The Visibility Gap in Traditional Automation
Legacy factory floors often operate in silos. While Programmable Logic Controllers (PLCs) and Supervisory Control and Data Acquisition (SCADA) systems excel at executing localized logic, they frequently lack the high-fidelity, cross-plant connectivity required for true operational agility. When a machine drifts outside its optimal parameters, the anomaly might go unnoticed until a catastrophic failure halts the line.
Real-time Internet of Things (IoT) alerts close this visibility gap. By layering continuous, sensor-driven monitoring on top of existing automation infrastructure, operations teams shift from a reactive posture to a proactive, data-driven strategy.

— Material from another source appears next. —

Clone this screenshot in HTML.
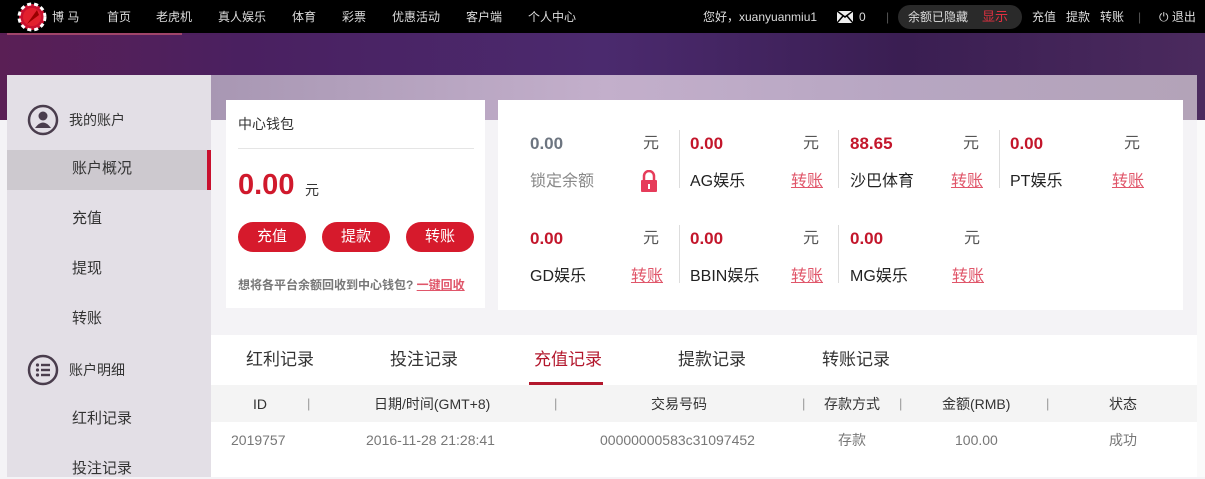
<!DOCTYPE html>
<html><head><meta charset="utf-8"><style>
*{margin:0;padding:0;box-sizing:border-box}
body{width:1205px;height:477px;overflow:hidden;background:#f4f3f6;font-family:"Liberation Sans","Noto Sans CJK SC",sans-serif;position:relative;color:#333}
.abs{position:absolute}
.top{left:0;top:0;width:1205px;height:33px;background:#000;color:#ddd;font-size:12px}
.top span{position:absolute;top:10px;white-space:nowrap;line-height:14px}
.banner{left:0;top:33px;width:1205px;height:87px;background:linear-gradient(90deg,#5a1f55 0%,#4a2060 20%,#4b2a6e 50%,#3a1e52 75%,#4b2a5e 100%)}
.band{left:211px;top:75px;width:986px;height:45px;background:linear-gradient(90deg,#a897b3,#c3afcb 40%,#b7a6c2 70%,#b3a3b8)}
.side{left:7px;top:75px;width:204px;height:402px;background:#e3dfe6}
.side div{position:absolute;font-size:15px;color:#333;line-height:20px}
.card{background:#fff}
.red{color:#d0192c}
.btn{position:absolute;top:222px;width:68px;height:30px;border-radius:15px;background:#d61a2c;color:#fff;font-size:15px;text-align:center;line-height:30px}
.cell{position:absolute;width:150px;height:70px}
.cell div{line-height:20px}
.cell .v{position:absolute;left:0;top:0;font-size:17px;font-weight:bold;color:#c3162b}
.cell .y{position:absolute;right:0;top:0;font-size:16px;color:#555}
.cell .n{position:absolute;left:0;top:38px;font-size:16px;color:#222}
.cell .t{position:absolute;right:0;top:38px;font-size:16px;color:#e0566a;text-decoration:underline}
.sep{position:absolute;width:1px;height:58px;background:#ddd}
.tab{position:absolute;top:350px;font-size:17px;color:#333;line-height:20px}
.th{position:absolute;top:396px;font-size:14px;color:#333;line-height:16px}
.td{position:absolute;top:432px;font-size:14px;color:#777;line-height:16px}
.bar{position:absolute;top:396px;font-size:13px;color:#999;line-height:16px}
</style></head><body>
<div class="abs top">
 <svg class="abs" style="left:17px;top:2px" width="30" height="30" viewBox="0 0 30 30"><circle cx="15" cy="15" r="13" fill="#c8102e" stroke="#fff" stroke-width="3" stroke-dasharray="4 3"/><circle cx="15" cy="15" r="9" fill="#e2202e"/><path d="M10 22 L20 8 L22 13 Z" fill="#900"/></svg>
 <span style="left:52px">博 马</span>
 <span style="left:107px">首页</span><span style="left:156px">老虎机</span><span style="left:218px">真人娱乐</span><span style="left:292px">体育</span><span style="left:342px">彩票</span><span style="left:392px">优惠活动</span><span style="left:466px">客户端</span><span style="left:528px">个人中心</span>
 <span style="left:703px">您好，xuanyuanmiu1</span>
 <svg class="abs" style="left:837px;top:11px" width="16" height="12" viewBox="0 0 16 12"><rect width="16" height="12" fill="#eee"/><path d="M0 0 L8 6 L16 0 M0 12 L6 5 M16 12 L10 5" stroke="#000" stroke-width="1.5" fill="none"/></svg>
 <span style="left:859px">0</span><span style="left:886px;color:#555">|</span>
 <div class="abs" style="left:898px;top:5px;width:124px;height:24px;border-radius:12px;background:#2a2a2a"></div>
 <span style="left:908px">余额已隐藏</span><span style="left:982px;color:#e03040;font-size:13px">显示</span>
 <span style="left:1032px">充值</span><span style="left:1066px">提款</span><span style="left:1100px">转账</span><span style="left:1138px;color:#555">|</span>
 <span style="left:1159px">⏻ 退出</span>
</div>
<div class="abs banner"></div>
<div class="abs" style="left:7px;top:33px;width:175px;height:2px;background:#a0456a"></div>
<div class="abs band"></div>
<div class="abs" style="left:1197px;top:120px;width:8px;height:357px;background:#fafafa"></div>
<div class="abs side">
 <svg class="abs" style="left:20px;top:29px" width="32" height="32" viewBox="0 0 32 32"><circle cx="16" cy="16" r="14" fill="none" stroke="#4a3d4d" stroke-width="2.5"/><circle cx="16" cy="12" r="4.5" fill="#4a3d4d"/><path d="M8 24 Q16 13 24 24 Z" fill="#4a3d4d"/></svg>
 <div style="left:62px;top:35px;font-size:14px">我的账户</div>
 <div style="left:0;top:75px;width:204px;height:40px;background:#cdc9cf"></div>
 <div style="left:200px;top:75px;width:4px;height:40px;background:#c8102e"></div>
 <div style="left:65px;top:84px">账户概况</div>
 <div style="left:65px;top:134px">充值</div>
 <div style="left:65px;top:184px">提现</div>
 <div style="left:65px;top:234px">转账</div>
 <svg class="abs" style="left:20px;top:279px" width="32" height="32" viewBox="0 0 32 32"><circle cx="16" cy="16" r="14" fill="none" stroke="#4a3d4d" stroke-width="2.5"/><g fill="#4a3d4d"><circle cx="10.5" cy="11" r="1.6"/><circle cx="10.5" cy="16" r="1.6"/><circle cx="10.5" cy="21" r="1.6"/><rect x="14" y="9.8" width="9" height="2.4"/><rect x="14" y="14.8" width="9" height="2.4"/><rect x="14" y="19.8" width="9" height="2.4"/></g></svg>
 <div style="left:62px;top:285px;font-size:14px">账户明细</div>
 <div style="left:65px;top:334px">红利记录</div>
 <div style="left:65px;top:384px">投注记录</div>
</div>
<div class="abs card" style="left:226px;top:100px;width:259px;height:208px"></div>
<div class="abs" style="left:238px;top:115px;font-size:14px;line-height:18px">中心钱包</div>
<div class="abs" style="left:238px;top:148px;width:236px;height:1px;background:#e5e5e5"></div>
<div class="abs red" style="left:238px;top:168px;font-size:29px;font-weight:bold;line-height:34px">0.00</div>
<div class="abs" style="left:305px;top:181px;font-size:14px;line-height:18px">元</div>
<div class="btn" style="left:238px">充值</div><div class="btn" style="left:322px">提款</div><div class="btn" style="left:406px">转账</div>
<div class="abs" style="left:238px;top:278px;font-size:12px;color:#777;line-height:14px;font-weight:bold">想将各平台余额回收到中心钱包? <span style="color:#e0566a;text-decoration:underline">一键回收</span></div>
<div class="abs card" style="left:498px;top:100px;width:685px;height:210px"></div>
<div class="cell" style="left:530px;top:134px;width:133px"><div class="v" style="color:#6d7580">0.00</div><div class="y" style="right:4px">元</div><div class="n" style="color:#888">锁定余额</div>
 <svg class="abs" style="right:5px;top:36px" width="18" height="22" viewBox="0 0 18 22"><path d="M4 10 V6 a5 5 0 0 1 10 0 V10" fill="none" stroke="#e63c5a" stroke-width="2.5"/><rect x="1" y="10" width="16" height="12" rx="1" fill="#e63c5a"/><rect x="8" y="14" width="2" height="5" fill="#fff"/></svg></div>
<div class="sep" style="left:679px;top:130px"></div>
<div class="cell" style="left:690px;top:134px;width:133px"><div class="v">0.00</div><div class="y" style="right:4px">元</div><div class="n">AG娱乐</div><div class="t">转账</div></div>
<div class="sep" style="left:838px;top:130px"></div>
<div class="cell" style="left:850px;top:134px;width:133px"><div class="v">88.65</div><div class="y" style="right:4px">元</div><div class="n">沙巴体育</div><div class="t">转账</div></div>
<div class="sep" style="left:999px;top:130px"></div>
<div class="cell" style="left:1010px;top:134px;width:134px"><div class="v">0.00</div><div class="y" style="right:4px">元</div><div class="n">PT娱乐</div><div class="t">转账</div></div>
<div class="cell" style="left:530px;top:229px;width:133px"><div class="v">0.00</div><div class="y" style="right:4px">元</div><div class="n">GD娱乐</div><div class="t">转账</div></div>
<div class="sep" style="left:679px;top:225px"></div>
<div class="cell" style="left:690px;top:229px;width:133px"><div class="v">0.00</div><div class="y" style="right:4px">元</div><div class="n">BBIN娱乐</div><div class="t">转账</div></div>
<div class="sep" style="left:838px;top:225px"></div>
<div class="cell" style="left:850px;top:229px;width:134px"><div class="v">0.00</div><div class="y" style="right:4px">元</div><div class="n">MG娱乐</div><div class="t">转账</div></div>
<div class="abs card" style="left:211px;top:335px;width:986px;height:50px"></div>
<div class="tab" style="left:246px">红利记录</div><div class="tab" style="left:390px">投注记录</div><div class="tab" style="left:534px;color:#b3182d">充值记录</div><div class="tab" style="left:678px">提款记录</div><div class="tab" style="left:822px">转账记录</div>
<div class="abs" style="left:529px;top:382px;width:74px;height:3px;background:#b3182d"></div>
<div class="abs" style="left:211px;top:385px;width:986px;height:37px;background:#f4f4f4"></div>
<div class="abs" style="left:211px;top:422px;width:986px;height:55px;background:#fff"></div>
<div class="th" style="left:253px">ID</div><div class="bar" style="left:307px">|</div>
<div class="th" style="left:374px">日期/时间(GMT+8)</div><div class="bar" style="left:554px">|</div>
<div class="th" style="left:651px">交易号码</div><div class="bar" style="left:802px">|</div>
<div class="th" style="left:824px">存款方式</div><div class="bar" style="left:899px">|</div>
<div class="th" style="left:942px">金额(RMB)</div><div class="bar" style="left:1046px">|</div>
<div class="th" style="left:1109px">状态</div>
<div class="td" style="left:231px">2019757</div><div class="td" style="left:366px">2016-11-28 21:28:41</div><div class="td" style="left:600px">00000000583c31097452</div><div class="td" style="left:838px">存款</div><div class="td" style="left:955px">100.00</div><div class="td" style="left:1109px">成功</div>
</body></html>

Moving from Reactive Repairs to Proactive Automation
Traditional automated systems notify operators after a threshold has been breached. IoT-driven alerts redefine this workflow by analyzing streaming data—such as vibration analysis, temperature fluctuations, and acoustic signatures—to identify micro-anomalies before they trigger a system shutdown.
1. Instantaneous Micro-Downtime Detection
Brief, repetitive micro-stoppages often slip through standard reporting tools. IoT sensors track precise cycle times and instantly alert supervisors when a machine drops below its target cadence, preventing minor friction from compounding into major throughput losses.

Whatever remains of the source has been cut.